Give a brief introduction of yourself and describe your role at Martello.
My name is Kristina and I’m known as the crazy cat lady a.k.a. the eccentric one at Martello. I have a dual role at Martello as a UI/UX Designer as well as a Project Manager.
How did your career in the technology space begin?
Originally, I had studied to be a photographer but after finishing my degree, realized that as much as I was creative, I wanted to be closer to tech since it’s always been a part of my life. I went back to school to complete a 1-year course that would allow me to gain some web development skills. I started my first web designer job at a start-up company of 4 people. After that, I moved from volunteering jobs to contract jobs as finding full-time permanent positions were difficult to land as a junior. Eventually, I found my way at Martello as a UI/UX Designer
Why do you think it’s important for more women to join the tech industry?
I think every industry should work towards making inclusivity and diversity the standard instead of just the goal. We need to keep changing and adapting to today’s environment and the future.
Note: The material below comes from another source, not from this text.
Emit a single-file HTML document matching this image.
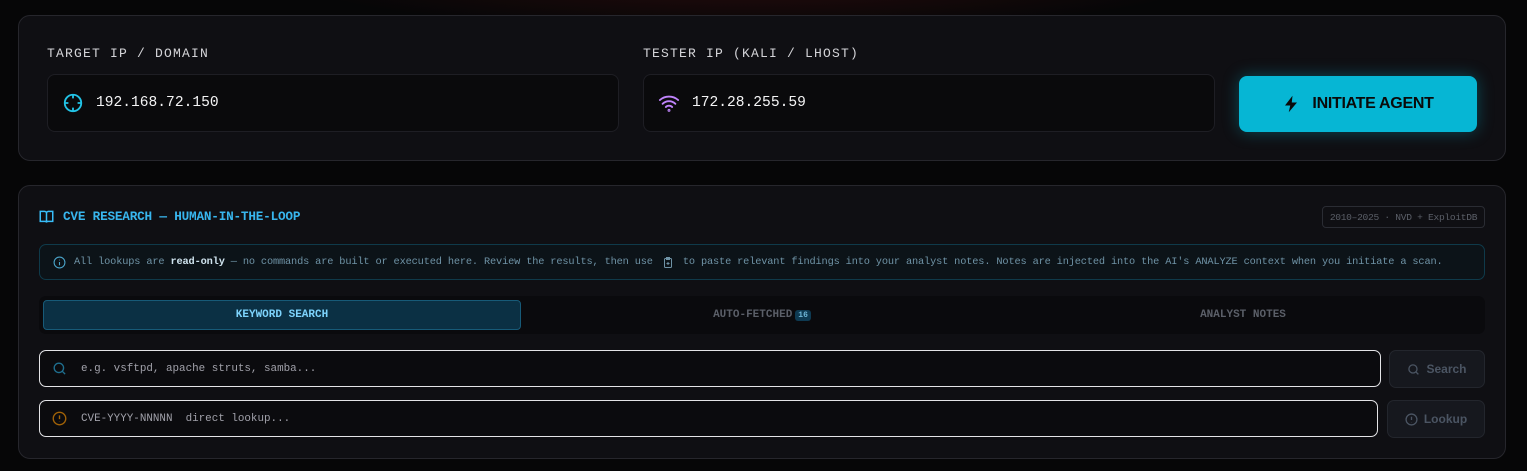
<!DOCTYPE html>
<html><head><meta charset="utf-8"><style>
*{box-sizing:border-box;margin:0;padding:0}
body{width:1527px;height:471px;overflow:hidden;background:#060607;font-family:"Liberation Mono",monospace;position:relative}
.glow{position:absolute;left:300px;top:-60px;width:900px;height:90px;background:radial-gradient(ellipse at center,rgba(90,20,20,.35),rgba(0,0,0,0) 70%)}
.panel{position:absolute;left:18px;width:1488px;background:#0f0f13;border:1px solid #26262c;border-radius:12px}
.abs{position:absolute}
.lbl{font-size:13px;letter-spacing:1.2px;color:#d4d4d8}
.inp{background:#0a0a0c;border:1px solid #1e1e24;border-radius:8px;display:flex;align-items:center;padding-left:14px;color:#f4f4f5;font-size:14.6px}
.inp svg{margin-right:12px}
.btn{background:#06b6d4;border-radius:8px;box-shadow:0 0 16px rgba(6,182,212,.35);display:flex;align-items:center;justify-content:center;font-family:"Liberation Sans",sans-serif;font-weight:bold;font-size:16px;color:#0a0a0a;letter-spacing:-.3px}
.sinp{background:#0b0b0e;border:1px solid #e4e4e7;border-radius:7px;display:flex;align-items:center;padding-left:12px;color:#a1a1aa;font-size:10.9px}
.sbtn{background:#16181e;border:1px solid #23262d;border-radius:7px;display:flex;align-items:center;justify-content:center;font-family:"Liberation Sans",sans-serif;font-weight:bold;font-size:12px;color:#4b5563}
</style></head><body>
<div class="glow"></div>
<div class="panel" style="top:15px;height:146px"></div>
<div class="abs lbl" style="left:47px;top:46px">TARGET IP / DOMAIN</div>
<div class="abs lbl" style="left:643px;top:46px">TESTER IP (KALI / LHOST)</div>
<div class="abs inp" style="left:47px;top:74px;width:572px;height:58px">
<svg width="22" height="22" viewBox="0 0 24 24" fill="none" stroke="#22c3e6" stroke-width="2"><circle cx="12" cy="12" r="9"/><path d="M12 3v4M12 17v4M3 12h4M17 12h4"/></svg>192.168.72.150</div>
<div class="abs inp" style="left:643px;top:74px;width:572px;height:58px">
<svg width="22" height="22" viewBox="0 0 24 24" fill="none" stroke="#c084fc" stroke-width="2" stroke-linecap="round"><path d="M2 8.8a15 15 0 0 1 20 0M5 12.9a10 10 0 0 1 14 0M8.5 16.4a5 5 0 0 1 7 0"/><circle cx="12" cy="20" r=".6"/></svg>172.28.255.59</div>
<div class="abs btn" style="left:1239px;top:76px;width:238px;height:56px">
<svg width="18" height="20" viewBox="0 0 24 24" fill="#0a0a0a" style="margin-right:12px"><path d="M14 1L4 14h7l-2 9 11-13h-7z"/></svg>INITIATE AGENT</div>

<div class="panel" style="top:185px;height:274px"></div>
<svg class="abs" style="left:39px;top:210px" width="15" height="14" viewBox="0 0 24 22" fill="none" stroke="#38bdf8" stroke-width="2.4"><path d="M2 2h7a3 3 0 0 1 3 3v15a2 2 0 0 0-2-2H2zM22 2h-7a3 3 0 0 0-3 3v15a2 2 0 0 1 2-2h8z"/></svg>
<div class="abs" style="left:63px;top:209px;font-size:12.7px;font-weight:bold;color:#38b6ee;letter-spacing:-.2px">CVE RESEARCH — HUMAN-IN-THE-LOOP</div>
<div class="abs" style="left:1322px;top:206px;width:163px;height:22px;border:1px solid #2a2c33;border-radius:4px;font-size:9.6px;color:#5b5f68;display:flex;align-items:center;justify-content:center;letter-spacing:-.3px;white-space:nowrap">2010–2025 · NVD + ExploitDB</div>
<div class="abs" style="left:39px;top:244px;width:1446px;height:36px;border:1px solid #0f3a4a;background:#0c1318;border-radius:7px;display:flex;align-items:center;padding-left:13px;font-size:10.3px;color:#6f93a6;white-space:nowrap;letter-spacing:-.15px">
<svg width="13" height="13" viewBox="0 0 24 24" fill="none" stroke="#4aa3c8" stroke-width="2" style="margin-right:8px"><circle cx="12" cy="12" r="10"/><path d="M12 11v6M12 7v1"/></svg>All lookups are&nbsp;<b style="color:#cfe3ee">read-only</b>&nbsp;— no commands are built or executed here. Review the results, then use&nbsp;<svg width="12" height="13" viewBox="0 0 24 24" fill="none" stroke="#6f93a6" stroke-width="2" style="margin:0 3px"><rect x="5" y="4" width="14" height="18" rx="2"/><path d="M9 2h6v4H9zM12 11v6M9 14h6"/></svg>&nbsp;to paste relevant findings into your analyst notes. Notes are injected into the AI's ANALYZE context when you initiate a scan.</div>
<div class="abs" style="left:39px;top:296px;width:1446px;height:38px;background:#0a0a0d;border-radius:7px"></div>
<div class="abs" style="left:43px;top:300px;width:478px;height:30px;background:#0b3044;border:1px solid #175a78;border-radius:4px;display:flex;align-items:center;justify-content:center;font-size:11px;font-weight:bold;color:#7dd3fc">KEYWORD SEARCH</div>
<div class="abs" style="left:521px;top:300px;width:482px;height:30px;display:flex;align-items:center;justify-content:center;font-size:11px;font-weight:bold;color:#5b5f68">AUTO-FETCHED<span style="margin-left:3px;background:#0e3a52;color:#6fb6d6;font-size:8px;padding:1px 3px;border-radius:3px">16</span></div>
<div class="abs" style="left:1003px;top:300px;width:480px;height:30px;display:flex;align-items:center;justify-content:center;font-size:11px;font-weight:bold;color:#5b5f68">ANALYST NOTES</div>
<div class="abs sinp" style="left:39px;top:350px;width:1342px;height:37px">
<svg width="15" height="15" viewBox="0 0 24 24" fill="none" stroke="#1f6f8f" stroke-width="2.2" style="margin-right:14px"><circle cx="11" cy="11" r="7.5"/><path d="M21 21l-4.5-4.5"/></svg>e.g. vsftpd, apache struts, samba...</div>
<div class="abs sbtn" style="left:1389px;top:350px;width:96px;height:38px"><svg width="13" height="13" viewBox="0 0 24 24" fill="none" stroke="#4b5563" stroke-width="2.4" style="margin-right:6px"><circle cx="11" cy="11" r="7.5"/><path d="M21 21l-4.5-4.5"/></svg>Search</div>
<div class="abs sinp" style="left:39px;top:400px;width:1339px;height:37px">
<svg width="15" height="15" viewBox="0 0 24 24" fill="none" stroke="#a16207" stroke-width="2.2" style="margin-right:14px"><circle cx="12" cy="12" r="10"/><path d="M12 7v6M12 16.5v.5"/></svg>CVE-YYYY-NNNNN&nbsp; direct lookup...</div>
<div class="abs sbtn" style="left:1387px;top:400px;width:98px;height:38px"><svg width="13" height="13" viewBox="0 0 24 24" fill="none" stroke="#4b5563" stroke-width="2.4" style="margin-right:6px"><circle cx="12" cy="12" r="10"/><path d="M12 7v6M12 16.5v.5"/></svg>Lookup</div>
</body></html>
I’ve interviewed a lot of the new generation and I can already see that the future is bright.
What has been the most rewarding experience so far?
I think the most rewarding thing has been the sense of accomplishment; seeing a release through, designing new UI/UX, improving existing features – just feeling like I can contribute to something. I’ve also really enjoyed meeting colleagues from all around the world.
What three pieces of advice would you give to women considering a career in tech?
The advice I usually give “the youngins” is:
- Always apply even if you don’t have every requirement the employer is asking for – chances are, they are casting a wide net to see what they can find. It’s rare that a candidate will have everything. Being a jack-of-all-trades is something you pick up on the job, not likely something you have straight out of school.
- When you’re first starting out, it’s tough learning the balance between being independent and spinning your wheels but if you can master that, you will go far.
- Don’t ever let your employer (or anyone else) take advantage of you or mistreat you – it’s not worth it. As the expression goes: “there are more fish in the sea”. Especially in tech, there will always be other options out there where employers will treat you with more respect.
What are some of the most significant lessons you have learned throughout your career so far?
Aside from the 3 pieces of advice in the previous statement, I’ve also learned:
- Realize that people with more experience than you don’t always know what they’re doing all the time or have all the answers.
- Not everyone will have the same work ethic or standards. You need to accept this, adapt, and move on.
It’s not enough just to “communicate”, you also need to LISTEN.
Who are three people you are inspired by, and why?
The boss ladies that I’ve met throughout my career have really made an impact on me. That is what I want to strive to be – being someone independent with experience and not afraid to tell it like it is.
What advice would you give for maintaining a healthy work/life balance?
I’m probably not the best person to give advice on work-life balance seeing as my life is more focused on my career but all I can say is this….
- If having a focus in your career is your main goal and you enjoy doing it, then put in your all – it’s your life afterall, so do what makes you happy! I personally enjoy working extra hours if it means I can collaborate with cool people and make things happen. I also love travelling for work whereas some people don’t.
- If you enjoy your job, but need clear boundaries between work and home, then make sure you communicate those boundaries from the start. Don’t be afraid to silence work notifications outside of your work hours. Not everyone wants to have work pinging them from their phone.